El peronismo el domingo pasado perdió sin atenuantes y la derrota fue más dolorosa porque después de la victoria en la provincia de Buenos Aires en septiembre, los compañeros ya se estaban probando el traje. La realidad los golpeó en los dientes, pero nadie merece ser declarado políticamente finado cuando suma más del treinta por ciento de los votos y se controlan resortes corporativos del poder.
Como el personaje de Transilvania, el peronismo resucita de sus cenizas. Cambia sus atuendos, cambia su sonrisa, cambia su morada, pero el filo de los colmillos es siempre el mismo. Y a esos colmillos lo que más les fascina es el cuello alabastrino de la señora república.

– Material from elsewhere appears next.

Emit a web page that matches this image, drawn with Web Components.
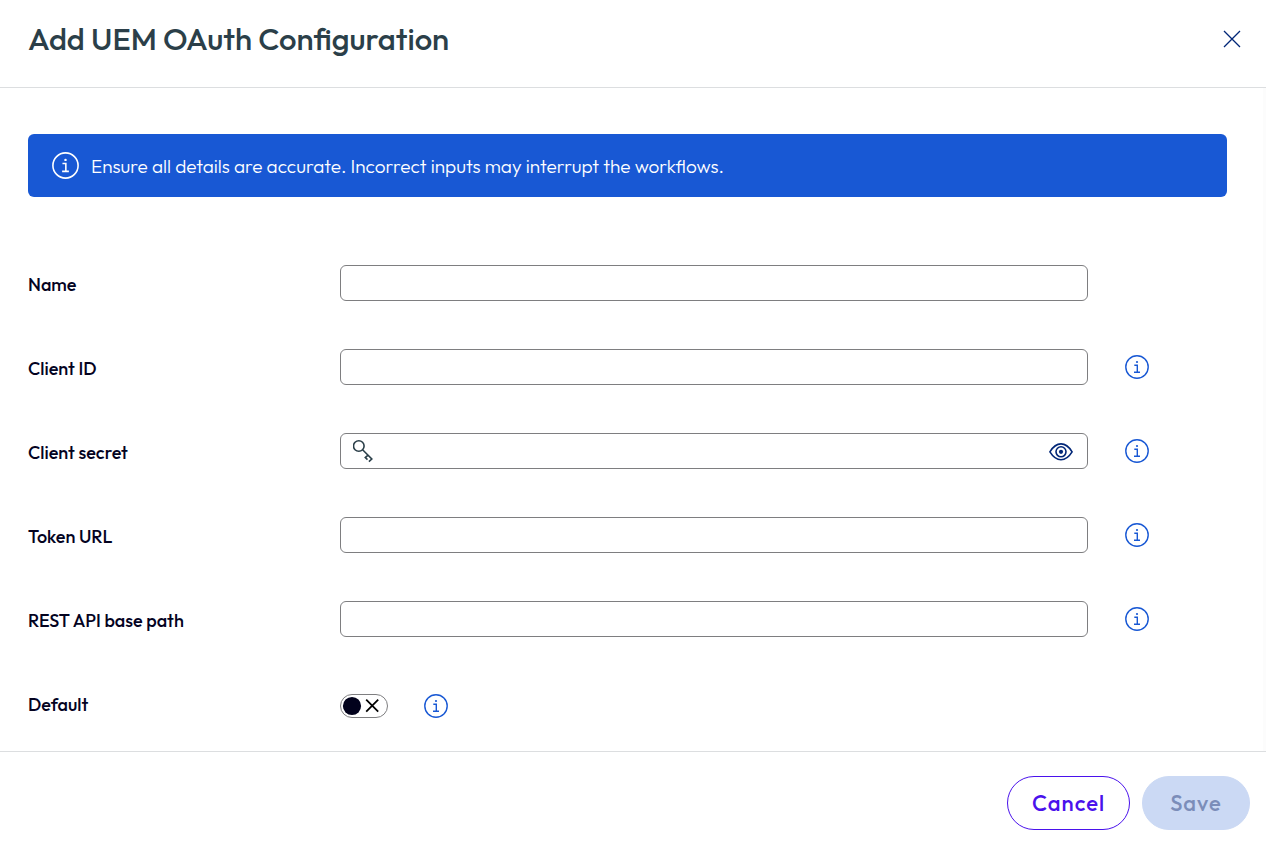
<!DOCTYPE html>
<html lang="en">
<head>
<meta charset="utf-8">
<meta name="viewport" content="width=device-width, initial-scale=1">
<title>Add UEM OAuth Configuration</title>
<style>
  body {
    margin: 0;
    background: #fff;
    color: #04031f;
    font-family: Outfit, Lato, "Open Sans", sans-serif;
    --line: #dcdee0;
    --outline: #7e7e80;
    --accent: #1858d4;
    --navy: #002677;
  }
</style>
</head>
<body>
<config-dialog>
  <span slot="title">Add UEM OAuth Configuration</span>
  <info-banner>Ensure all details are accurate. Incorrect inputs may interrupt the workflows.</info-banner>
  <config-form>
    <text-field label="Name"></text-field>
    <text-field label="Client ID" hint></text-field>
    <secret-field label="Client secret" hint></secret-field>
    <text-field label="Token URL" hint></text-field>
    <text-field label="REST API base path" hint></text-field>
    <toggle-field label="Default"></toggle-field>
  </config-form>
  <pill-button slot="actions">Cancel</pill-button>
  <pill-button slot="actions" disabled>Save</pill-button>
</config-dialog>

<script>
const define = (name, html, setup) => {
  const template = document.createElement('template');
  template.innerHTML = html;
  customElements.define(name, class extends HTMLElement {
    constructor() {
      super();
      this.attachShadow({ mode: 'open' }).append(template.content.cloneNode(true));
    }
    connectedCallback() {
      if (setup) setup(this, this.shadowRoot);
    }
  });
};

const applyLabel = (host, root) => {
  root.querySelector('label').textContent = host.getAttribute('label');
  const hint = root.querySelector('hint-button');
  if (hint && root.querySelector('input[type=text], input[type=password]') && !host.hasAttribute('hint')) hint.remove();
};

const fieldStyles = `
  *, *::before, *::after { box-sizing: border-box; }
  :host {
    display: grid;
    grid-template-columns: 312px minmax(0, 1fr) 139px;
    align-items: center;
    min-height: 36px;
  }
  label { padding-top: 4px; font-size: 18px; line-height: 24px; font-weight: 500; }
  hint-button { margin-left: 37px; }
  .box {
    display: block;
    width: 100%;
    height: 36px;
    padding: 0 12px;
    border: 1px solid var(--outline);
    border-radius: 6px;
    background: #fff;
    color: inherit;
    font: inherit;
    font-size: 18px;
  }`;

define('info-icon', `
  <style>
    :host { display: block; width: 24px; height: 24px; flex: none; }
    svg { display: block; width: 100%; height: 100%; }
  </style>
  <svg viewBox="0 0 24 24" fill="none" stroke="currentColor" stroke-width="1.4" aria-hidden="true">
    <circle cx="12" cy="12" r="11.2"/>
    <path d="M9.300 10.200h3v6.900M9 17.200h6"/>
    <circle cx="12" cy="7" r="1.100" fill="currentColor" stroke="none"/>
  </svg>`);

define('hint-button', `
  <style>
    :host { display: block; width: 24px; height: 24px; }
    button { display: block; padding: 0; border: 0; background: none; color: var(--accent); cursor: pointer; }
  </style>
  <button type="button" aria-label="More information"><info-icon></info-icon></button>`);

define('info-banner', `
  <style>
    :host {
      display: flex; align-items: center; gap: 12px; box-sizing: border-box;
      min-height: 63px; padding: 8px 24px; border-radius: 6px;
      background: var(--accent); color: #fff; font-size: 19px; line-height: 24px; font-weight: 300;
    }
    info-icon { width: 27px; height: 27px; }
  </style>
  <info-icon></info-icon><span><slot></slot></span>`);

define('text-field', `
  <style>${fieldStyles}</style>
  <label for="field"></label>
  <input class="box" id="field" type="text">
  <hint-button></hint-button>`, applyLabel);

define('secret-field', `
  <style>${fieldStyles}
    .box { display: flex; align-items: center; gap: 12px; padding: 0 14px 0 12px; }
    input { flex: 1; min-width: 0; padding: 0; border: 0; outline: 0; background: none; font: inherit; }
    button { flex: none; padding: 0; border: 0; background: none; color: var(--navy); cursor: pointer; }
    svg { display: block; flex: none; fill: none; stroke: currentColor; stroke-width: 1.6; }
    .key { color: #2b3f49; }
  </style>
  <label for="field"></label>
  <div class="box">
    <svg class="key" width="21" height="24" viewBox="0 0 21 24" aria-hidden="true">
      <circle cx="5.8" cy="7" r="5.300"/><path d="M9.600 10.800l9.200 9.200-2.900 2.600M15 16.200l-2.700 2.400 2.200 2"/>
    </svg>
    <input id="field" type="password">
    <button type="button" aria-label="Show client secret">
      <svg width="24" height="20" viewBox="0 0 24 20">
        <path d="M.9 10.800C4.200 5.500 7.800 2.900 12 2.900S19.800 5.500 23.100 10.800C19.800 16.100 16.200 18.700 12 18.700S4.200 16.100.9 10.800Z"/>
        <circle cx="12" cy="10.800" r="5"/><circle cx="12" cy="10.800" r="2.100" fill="currentColor" stroke="none"/>
      </svg>
    </button>
  </div>
  <hint-button></hint-button>`, applyLabel);

define('toggle-field', `
  <style>${fieldStyles}
    .controls { display: flex; padding-top: 6px; }
    .controls hint-button { margin-left: 36px; }
    input {
      appearance: none; width: 48px; height: 24px; margin: 0; cursor: pointer;
      border: 1px solid var(--outline); border-radius: 12px;
    }
    .switch { display: grid; }
    .switch > * { grid-area: 1 / 1; }
    svg { display: block; pointer-events: none; }
    .on, input:checked + svg .off { display: none; }
    input:checked + svg .on { display: inline; }
  </style>
  <label for="field"></label>
  <div class="controls">
    <span class="switch">
      <input id="field" type="checkbox" role="switch">
      <svg width="48" height="24" viewBox="0 0 48 24" aria-hidden="true" fill="none" stroke="#000" stroke-width="1.8">
        <g class="off"><circle cx="12" cy="12" r="9.100" fill="#02021c" stroke="none"/><path d="M26.200 5.600l12 12M38.200 5.600l-12 12"/></g>
        <g class="on"><circle cx="36" cy="12" r="9.100" fill="#02021c" stroke="none"/><path d="M9 12l4 4 8-9"/></g>
      </svg>
    </span>
    <hint-button></hint-button>
  </div>`, applyLabel);

define('config-form', `
  <style>
    :host { display: block; }
    form { display: grid; gap: 48px; }
  </style>
  <form><slot></slot></form>`);

define('pill-button', `
  <style>
    :host { display: block; }
    button {
      display: block; box-sizing: border-box; height: 54px; min-width: 108px; padding: 0 24px;
      border: 1px solid #4a12ec; border-radius: 27px; background: #fff; color: #4a12ec;
      font: inherit; font-size: 22px; font-weight: 500; letter-spacing: 1px; cursor: pointer;
    }
    button:disabled { border-color: #cbd9f4; background: #cbd9f4; color: #7b8db9; cursor: default; }
  </style>
  <button type="button"><slot></slot></button>`,
  (host, root) => { root.querySelector('button').disabled = host.hasAttribute('disabled'); });

define('config-dialog', `
  <style>
    :host { display: flex; flex-direction: column; min-height: 100vh; }
    header {
      display: flex; align-items: center; justify-content: space-between;
      padding: 19px 22px 28px 28px; border-bottom: 1px solid var(--line);
    }
    h1 { margin: 0; color: #2b3f49; font-size: 31px; line-height: 40px; font-weight: 500; }
    header button { padding: 0; border: 0; background: none; color: var(--navy); cursor: pointer; }
    svg { display: block; }
    main {
      flex: 1; display: flex; flex-direction: column; gap: 68px;
      padding: 46px 36px 30px 28px; border-right: 3px solid #fcfcfc;
    }
    footer {
      display: flex; justify-content: flex-end; gap: 12px;
      padding: 24px 16px 17px; border-top: 1px solid var(--line);
    }
  </style>
  <header>
    <h1><slot name="title"></slot></h1>
    <button type="button" aria-label="Close">
      <svg width="24" height="24" viewBox="0 0 24 24" fill="none" stroke="currentColor" stroke-width="1.300"><path d="M4 4l16 16M20 4L4 20"/></svg>
    </button>
  </header>
  <main><slot></slot></main>
  <footer><slot name="actions"></slot></footer>`);
</script>
</body>
</html>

Admitamos de todos modos que los muchachos no están pasando por su mejor momento. Desde los tiempos de Néstor Kirchner no se les cae una idea fecunda. Llegaron a estas elecciones con su líder y conductora presa y prometiendo juicio político, destitución o alguna dulzura parecida.
Si descartamos a Cristina sólo dispone de tres dirigentes con cierta proyección nacional: Axel Kicillof, que no logra superar su complejo de Edipo; Gerardo Zamora, que gana en el mejor estilo peronista en Santiago del Estero pero se dice radical y, por último, Gildo Insfran, el paradigma del peronismo bizarro, nacional y popular.
Con estas tres cartas el peronismo se sienta a esperar la próxima partida de truco. No quiero ser lechuzón, pero con esos naipes para esta mano no le alcanza para el envido y para el rabón no tiene ni para empezar.
No faltan los analistas que aseguran que el gran ganador del domingo fue el antiperonismo, el persistente, empecinado y leal antiperonismo que desde 1945 se mantiene jovial y vigoroso y transmite su optimismo y sus ganas de vivir de generación en generación.
Una vez más se ha verificado que cuando el antiperonismo en sus versiones de derecha, centro e izquierda se une y se escuchan los tonos de las trompetas de alarma y los añafiles de plata, el antiperonismo es mayoría o por lo menos le alcanza y hasta le sobra para ganarle al peronismo.

En estos recientes comicios el antiperonismo, el no peronismo o sencillamente, los gorilas, coparon el centro de la cancha. Para esta versión deliberadamente simplificada de la realidad había que elegir entre Mieli y Cristina. Los dos inspiraban algo de recelo, algo de miedo, pero a la hora de poner el voto en la urna se impuso Milei.
Javier podía generar dudas, pero Cristina era una película de terror. No pretendo hablar en nombre de todos los que votaron por MIlei, pero si me atrevo a sugerir que el rechazo al peronismo no proviene sólo del egoísmo, la avaricia o la infamia. No es el rechazo a portadores de una causa solidaria, justa y fraternal.
Para el sentido común de una mayoría de los votantes, kirchnerismo, rama hasta hoy hegemónica del peronismo, se asocia a corrupción, privilegio, acumulación de fortunas, demagogia, manipulación de sentimientos nobles y miseria moral.
En esta película los K no son los héroes, son los villanos; no son los mártires, son los verdugos; no son los justos, son los injustos; no son los solidarios, son los miserables.